# What you are asked to do
Copy out every record below exactly as written, but leave out any pictures.

# Given information
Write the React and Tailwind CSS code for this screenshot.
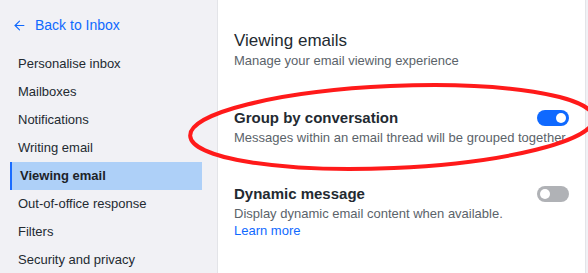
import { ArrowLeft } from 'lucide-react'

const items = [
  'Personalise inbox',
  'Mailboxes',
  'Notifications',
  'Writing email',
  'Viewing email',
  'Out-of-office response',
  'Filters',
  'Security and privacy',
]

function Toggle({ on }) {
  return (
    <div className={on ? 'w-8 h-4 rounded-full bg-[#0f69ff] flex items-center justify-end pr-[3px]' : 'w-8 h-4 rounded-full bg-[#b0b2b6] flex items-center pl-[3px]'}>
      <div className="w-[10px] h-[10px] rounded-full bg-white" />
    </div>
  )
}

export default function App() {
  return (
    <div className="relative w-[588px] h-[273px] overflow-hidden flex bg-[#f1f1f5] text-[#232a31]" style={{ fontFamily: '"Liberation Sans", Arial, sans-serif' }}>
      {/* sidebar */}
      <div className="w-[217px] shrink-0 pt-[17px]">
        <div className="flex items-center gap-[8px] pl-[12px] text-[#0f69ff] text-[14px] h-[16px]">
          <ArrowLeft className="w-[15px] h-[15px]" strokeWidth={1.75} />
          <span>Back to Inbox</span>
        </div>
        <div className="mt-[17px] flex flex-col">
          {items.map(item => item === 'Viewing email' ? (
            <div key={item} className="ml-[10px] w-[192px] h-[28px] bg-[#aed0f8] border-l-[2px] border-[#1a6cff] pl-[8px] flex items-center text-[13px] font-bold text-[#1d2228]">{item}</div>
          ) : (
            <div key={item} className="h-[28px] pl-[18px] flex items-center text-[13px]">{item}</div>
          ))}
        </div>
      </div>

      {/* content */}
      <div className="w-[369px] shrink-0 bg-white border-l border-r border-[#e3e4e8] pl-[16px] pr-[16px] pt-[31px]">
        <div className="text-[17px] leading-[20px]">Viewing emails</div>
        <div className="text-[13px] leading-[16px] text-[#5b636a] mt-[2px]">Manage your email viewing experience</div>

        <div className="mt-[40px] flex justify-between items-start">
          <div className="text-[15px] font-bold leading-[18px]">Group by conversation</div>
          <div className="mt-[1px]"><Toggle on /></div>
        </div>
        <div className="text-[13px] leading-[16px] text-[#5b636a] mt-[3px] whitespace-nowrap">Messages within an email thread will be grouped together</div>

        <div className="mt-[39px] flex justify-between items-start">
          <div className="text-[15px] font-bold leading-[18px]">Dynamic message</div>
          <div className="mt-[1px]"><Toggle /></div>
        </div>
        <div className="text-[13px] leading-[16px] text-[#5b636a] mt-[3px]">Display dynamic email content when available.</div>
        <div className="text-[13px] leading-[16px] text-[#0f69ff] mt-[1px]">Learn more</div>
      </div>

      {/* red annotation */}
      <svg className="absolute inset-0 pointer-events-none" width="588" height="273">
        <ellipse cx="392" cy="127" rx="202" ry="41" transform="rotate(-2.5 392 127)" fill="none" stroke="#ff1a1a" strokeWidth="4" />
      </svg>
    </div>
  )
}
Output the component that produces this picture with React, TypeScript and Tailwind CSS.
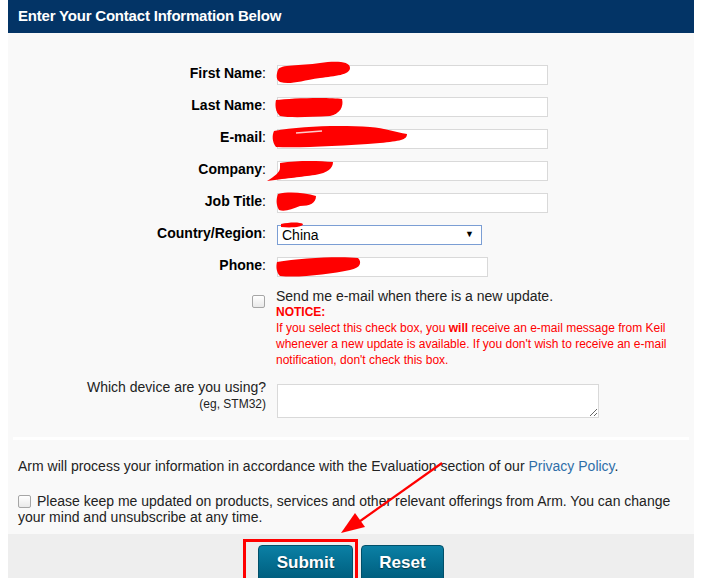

# In response
Write the React and Tailwind CSS code for this screenshot.
import { ArrowLeft } from 'lucide-react'

const items = [
  'Personalise inbox',
  'Mailboxes',
  'Notifications',
  'Writing email',
  'Viewing email',
  'Out-of-office response',
  'Filters',
  'Security and privacy',
]

function Toggle({ on }) {
  return (
    <div className={on ? 'w-8 h-4 rounded-full bg-[#0f69ff] flex items-center justify-end pr-[3px]' : 'w-8 h-4 rounded-full bg-[#b0b2b6] flex items-center pl-[3px]'}>
      <div className="w-[10px] h-[10px] rounded-full bg-white" />
    </div>
  )
}

export default function App() {
  return (
    <div className="relative w-[588px] h-[273px] overflow-hidden flex bg-[#f1f1f5] text-[#232a31]" style={{ fontFamily: '"Liberation Sans", Arial, sans-serif' }}>
      {/* sidebar */}
      <div className="w-[217px] shrink-0 pt-[17px]">
        <div className="flex items-center gap-[8px] pl-[12px] text-[#0f69ff] text-[14px] h-[16px]">
          <ArrowLeft className="w-[15px] h-[15px]" strokeWidth={1.75} />
          <span>Back to Inbox</span>
        </div>
        <div className="mt-[17px] flex flex-col">
          {items.map(item => item === 'Viewing email' ? (
            <div key={item} className="ml-[10px] w-[192px] h-[28px] bg-[#aed0f8] border-l-[2px] border-[#1a6cff] pl-[8px] flex items-center text-[13px] font-bold text-[#1d2228]">{item}</div>
          ) : (
            <div key={item} className="h-[28px] pl-[18px] flex items-center text-[13px]">{item}</div>
          ))}
        </div>
      </div>

      {/* content */}
      <div className="w-[369px] shrink-0 bg-white border-l border-r border-[#e3e4e8] pl-[16px] pr-[16px] pt-[31px]">
        <div className="text-[17px] leading-[20px]">Viewing emails</div>
        <div className="text-[13px] leading-[16px] text-[#5b636a] mt-[2px]">Manage your email viewing experience</div>

        <div className="mt-[40px] flex justify-between items-start">
          <div className="text-[15px] font-bold leading-[18px]">Group by conversation</div>
          <div className="mt-[1px]"><Toggle on /></div>
        </div>
        <div className="text-[13px] leading-[16px] text-[#5b636a] mt-[3px] whitespace-nowrap">Messages within an email thread will be grouped together</div>

        <div className="mt-[39px] flex justify-between items-start">
          <div className="text-[15px] font-bold leading-[18px]">Dynamic message</div>
          <div className="mt-[1px]"><Toggle /></div>
        </div>
        <div className="text-[13px] leading-[16px] text-[#5b636a] mt-[3px]">Display dynamic email content when available.</div>
        <div className="text-[13px] leading-[16px] text-[#0f69ff] mt-[1px]">Learn more</div>
      </div>

      {/* red annotation */}
      <svg className="absolute inset-0 pointer-events-none" width="588" height="273">
        <ellipse cx="392" cy="127" rx="202" ry="41" transform="rotate(-2.5 392 127)" fill="none" stroke="#ff1a1a" strokeWidth="4" />
      </svg>
    </div>
  )
}
Output the component that produces this picture with React, TypeScript and Tailwind CSS.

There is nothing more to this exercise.